The tour left we US folks with these questions.

  1. How to the french sheep farmers afford all of that equipment—far more than we US folks can afford? (We joked among ourselves that they have a tractor for every 25 ewes.)
    1. Best guesses?
    • Unlike US sheep producers the French have received decades of useful govt. subsidies—often amounting to over 33% of the annual “sheep income”. Until recently these subsidies were based on euros per head—which is significant incentive to keep smaller ewes.
    • The market for lamb and sheep milk is more stable than in the USA. So sheep farmers are able to make long-term investments.

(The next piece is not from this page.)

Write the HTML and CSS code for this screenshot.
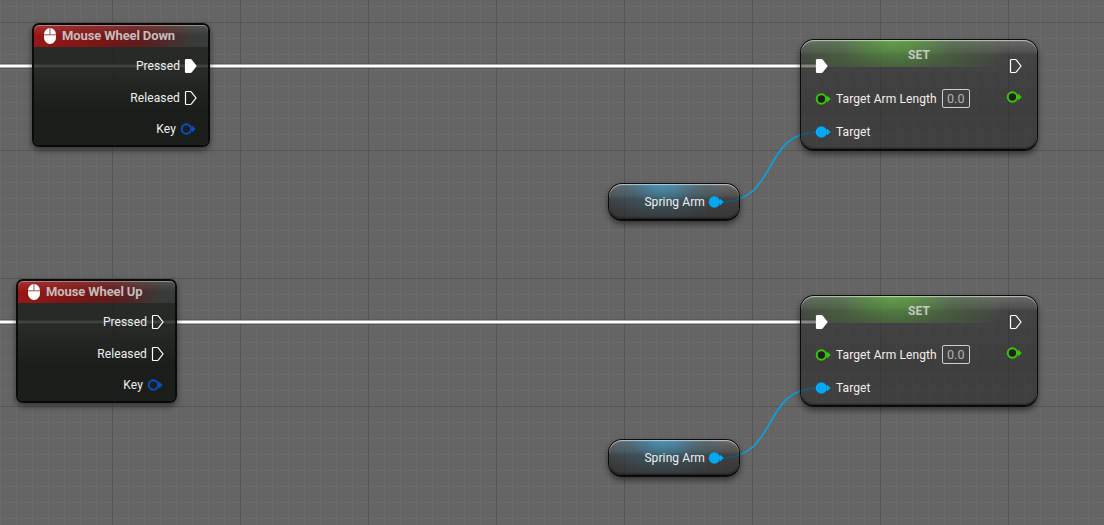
FILE: index.html
```
<!DOCTYPE html>
<html lang="en">
<head>
    <meta charset="UTF-8">
    <title>Event Graph</title>
    <link rel="stylesheet" href="styles.css">
</head>
<body>
    <svg class="defs" width="0" height="0">
        <symbol id="exec" viewBox="0 0 13 16">
            <path d="M1.5 2.6Q1.5 1.5 2.6 1.5H6.2Q6.9 1.5 7.4 2.1L12 8L7.4 13.9Q6.9 14.5 6.2 14.5H2.6Q1.5 14.5 1.5 13.4Z" stroke-width="1.2"/>
        </symbol>
        <symbol id="data" viewBox="0 0 16 12">
            <circle cx="6.4" cy="6" r="4.7" stroke-width="2"/>
            <path d="M12.5 3.3L15.2 6L12.5 8.7Z" fill="currentColor"/>
        </symbol>
        <symbol id="mouse" viewBox="0 0 12 16">
            <rect width="12" height="16" rx="6" ry="6.5" fill="#fff"/>
            <path d="M6 0V6.5M0 6.8H12" stroke="#a05050" stroke-width="1"/>
        </symbol>
    </svg>

    <div class="graph">
        <svg class="wires" width="1104" height="525">
            <g id="wire-set">
                <path class="wire-edge" d="M-5 66H818"/>
                <path class="wire-exec" d="M-5 66H818"/>
                <path class="wire-object" d="M721 202C779 202 761 132 818 132"/>
            </g>
            <use href="#wire-set" y="256"/>
        </svg>

        <div class="node event wheel-down">
            <div class="header">
                <svg class="mouse"><use href="#mouse"/></svg>
                <span>Mouse Wheel Down</span>
            </div>
            <div class="pins">
                <div class="pin"><span>Pressed</span><svg class="exec filled"><use href="#exec"/></svg></div>
                <div class="pin"><span>Released</span><svg class="exec"><use href="#exec"/></svg></div>
                <div class="pin key"><span>Key</span><svg class="data blue"><use href="#data"/></svg></div>
            </div>
        </div>

        <div class="node event wheel-up">
            <div class="header">
                <svg class="mouse"><use href="#mouse"/></svg>
                <span>Mouse Wheel Up</span>
            </div>
            <div class="pins">
                <div class="pin"><span>Pressed</span><svg class="exec"><use href="#exec"/></svg></div>
                <div class="pin"><span>Released</span><svg class="exec"><use href="#exec"/></svg></div>
                <div class="pin key"><span>Key</span><svg class="data blue"><use href="#data"/></svg></div>
            </div>
        </div>

        <div class="node set set-down">
            <div class="set-title">SET</div>
            <div class="set-body">
                <div class="inputs">
                    <div class="pin"><svg class="exec filled"><use href="#exec"/></svg></div>
                    <div class="pin"><svg class="data green"><use href="#data"/></svg><span>Target Arm Length</span><span class="value">0.0</span></div>
                    <div class="pin"><svg class="data cyan"><use href="#data"/></svg><span>Target</span></div>
                </div>
                <div class="outputs">
                    <div class="pin"><svg class="exec"><use href="#exec"/></svg></div>
                    <div class="pin"><svg class="data green"><use href="#data"/></svg></div>
                </div>
            </div>
        </div>

        <div class="node set set-up">
            <div class="set-title">SET</div>
            <div class="set-body">
                <div class="inputs">
                    <div class="pin"><svg class="exec filled"><use href="#exec"/></svg></div>
                    <div class="pin"><svg class="data green"><use href="#data"/></svg><span>Target Arm Length</span><span class="value">0.0</span></div>
                    <div class="pin"><svg class="data cyan"><use href="#data"/></svg><span>Target</span></div>
                </div>
                <div class="outputs">
                    <div class="pin"><svg class="exec"><use href="#exec"/></svg></div>
                    <div class="pin"><svg class="data green"><use href="#data"/></svg></div>
                </div>
            </div>
        </div>

        <div class="node variable arm-down">
            <span>Spring Arm</span><svg class="data cyan"><use href="#data"/></svg>
        </div>
        <div class="node variable arm-up">
            <span>Spring Arm</span><svg class="data cyan"><use href="#data"/></svg>
        </div>
    </div>
</body>
</html>
```

FILE: styles.css
```
body {
    margin: 0;
    font-family: Roboto, "Liberation Sans", sans-serif;
    font-size: 12px;
    letter-spacing: 0.1px;
    color: #f0f0f0;
}
.defs {
    position: absolute;
}
.graph {
    position: relative;
    height: 525px;
    overflow: hidden;
    background-color: #656565;
    /* dark lines every 128px, light ones every 16px */
    background-image:
        linear-gradient(to right, #555 1px, transparent 1px),
        linear-gradient(to bottom, #555 1px, transparent 1px),
        linear-gradient(to right, #6b6b6b 1px, transparent 1px),
        linear-gradient(to bottom, #6b6b6b 1px, transparent 1px);
    background-size: 128px 128px, 128px 128px, 16px 16px, 16px 16px;
    background-position: 112px 0, 0 22px, 0 0, 0 6px;
}
.wires {
    display: block;
    fill: none;
}
.wire-edge {
    stroke: #505050;
    stroke-width: 5;
}
.wire-exec {
    stroke: #fff;
    stroke-width: 3;
}
.wire-object {
    stroke: #00a8f3;
    stroke-width: 1.5;
}

/* nodes sit freely on the graph canvas */
.node {
    position: absolute;
    box-sizing: border-box;
    border: 2px solid #0a0a0a;
    box-shadow: 0 3px 6px rgba(0,0,0,0.5);
}
.wheel-down {
    left: 32px;
    top: 23px;
    width: 178px;
}
.wheel-up {
    left: 16px;
    top: 279px;
    width: 161px;
}
.set-down {
    left: 800px;
    top: 39px;
}
.set-up {
    left: 800px;
    top: 295px;
}
.arm-down {
    left: 608px;
    top: 183px;
}
.arm-up {
    left: 608px;
    top: 439px;
}

.pin {
    display: flex;
    align-items: center;
    white-space: nowrap;
}
.exec {
    width: 13px;
    height: 16px;
    fill: none;
    stroke: #fff;
}
.filled {
    fill: #fff;
}
.data {
    width: 16px;
    height: 12px;
    fill: #1b1e1b;
    stroke: currentColor;
}
.data path {
    stroke: none;
}
.blue {
    color: #0750c4;
}
.green {
    color: #38c800;
}
.cyan {
    color: #00a8f3;
    fill: #00a8f3;
}

.event {
    height: 124px;
    border-radius: 7px;
    background: linear-gradient(rgba(27,30,27,0.84), rgba(27,30,27,0.84) 40%, rgba(24,27,24,0.97) 70%);
    background-clip: padding-box;
}
.header {
    display: flex;
    align-items: center;
    gap: 6px;
    height: 22px;
    padding-left: 10px;
    border-radius: 5px 5px 0 0;
    background: linear-gradient(rgba(255,255,255,0.12), transparent 50%), linear-gradient(100deg, #9a1717, #7c1616 35%, #611a1a 60%, #383b39 92%);
    box-shadow: inset 0 1px 0 rgba(255,255,255,0.35);
    color: #c6bcbc;
    font-size: 13px;
    font-weight: bold;
}
.header span {
    line-height: 16px;
    letter-spacing: -0.12px;
    padding-bottom: 1px;
}
.mouse {
    width: 12px;
    height: 16px;
}
.pins {
    display: flex;
    flex-direction: column;
    align-items: flex-end;
    gap: 16px;
    padding: 11px 11px 0 0;
}
.pins .pin {
    height: 16px;
    gap: 4px;
}
.pins .key {
    margin-top: -1px;
    padding-right: 1px;
}

.set {
    width: 238px;
    height: 112px;
    border-width: 1px 1px 2px;
    border-radius: 14px;
    padding: 1px 1px 0;
    background:
        radial-gradient(ellipse 115px 60px at 40% 0, rgba(94,180,60,0.75), rgba(80,140,60,0.35) 50%, transparent) 0 0 / 100% 27px no-repeat,
        linear-gradient(rgba(160,160,160,0.4), rgba(120,120,120,0.2) 13px, transparent 14px),
        linear-gradient(rgba(42,42,42,0.55), rgba(30,30,30,0.55) 60%, rgba(40,40,40,0.6));
    background-clip: padding-box;
}
.set::before, .variable::before {
    content: "";
    position: absolute;
    inset: 0;
    border-radius: 13px;
    box-shadow: inset 0 1px 1px rgba(255,255,255,0.6), inset 0 -1px 2px rgba(0,0,0,0.5);
}
.set-title {
    height: 17px;
    padding-top: 6px;
    line-height: 16px;
    text-align: center;
    color: #c4cac2;
    font-weight: bold;
}
.set-body {
    display: flex;
    justify-content: space-between;
    margin-top: -8px;
    padding: 0 14px 0 13px;
}
.inputs {
    display: flex;
    flex-direction: column;
    gap: 14px;
}
.inputs .pin {
    height: 19px;
    gap: 5px;
}
.inputs .exec {
    margin-left: 0;
}
.outputs {
    display: flex;
    flex-direction: column;
    align-items: flex-end;
    gap: 14px;
    padding-top: 1px;
}
.outputs .pin {
    height: 16px;
    margin-top: 1px;
}
.value {
    box-sizing: border-box;
    width: 28px;
    height: 19px;
    border: 1px solid #d0d0d0;
    border-radius: 2px;
    line-height: 18px;
    text-align: center;
    font-size: 12.5px;
    color: #b4b4b4;
}

.variable {
    display: flex;
    align-items: center;
    justify-content: flex-end;
    gap: 3px;
    width: 132px;
    height: 38px;
    border-width: 1px 1px 2px;
    padding: 1px 15px 0 0;
    border-radius: 14px;
    background:
        radial-gradient(ellipse 66px 36px at 42% 0, rgba(60,160,210,0.75), rgba(50,120,150,0.3) 55%, transparent),
        linear-gradient(rgba(160,160,160,0.4), rgba(120,120,120,0.2) 13px, transparent 14px),
        linear-gradient(rgba(46,46,46,0.55), rgba(24,24,24,0.6));
    background-clip: padding-box;
}
```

    • Both farm equipment and buildings can be fully expensed against taxes in the year of purchase. This policy (recently true in the USA) is a significant advantage to the profitable farms and/or those with off-farm taxable income—but it puts cash-poor new and/or smaller sheep farmers at a comparative disadvantage.
  2. Why have most USA efforts at intensive sheep production similar to the French been failures?
  3. Why do the French sheep and dairy goat farmers, unlike those anywhere else I’ve visited (UK, N. Zealand, Australia, Mexico, USA, Germany) so often feed sheep with mechanized mangers (see photos)? It’s a notable extra investment so they must save feed and make sheep handling easier.
  4. Has anyone in the USA studied the Caussenard breed closely? No one on the trip had heard of it. Yes the wool is of no value (due to kemp)—but it has many characteristics that might be useful—can be raised indoors or out, relaxed temperament, reasonable frame, thrives on low-quality feed, aseasonal ovulation.

Overall conclusion? It merits a second visit to some of the same farms—this time with more time at each stop and a much better translator.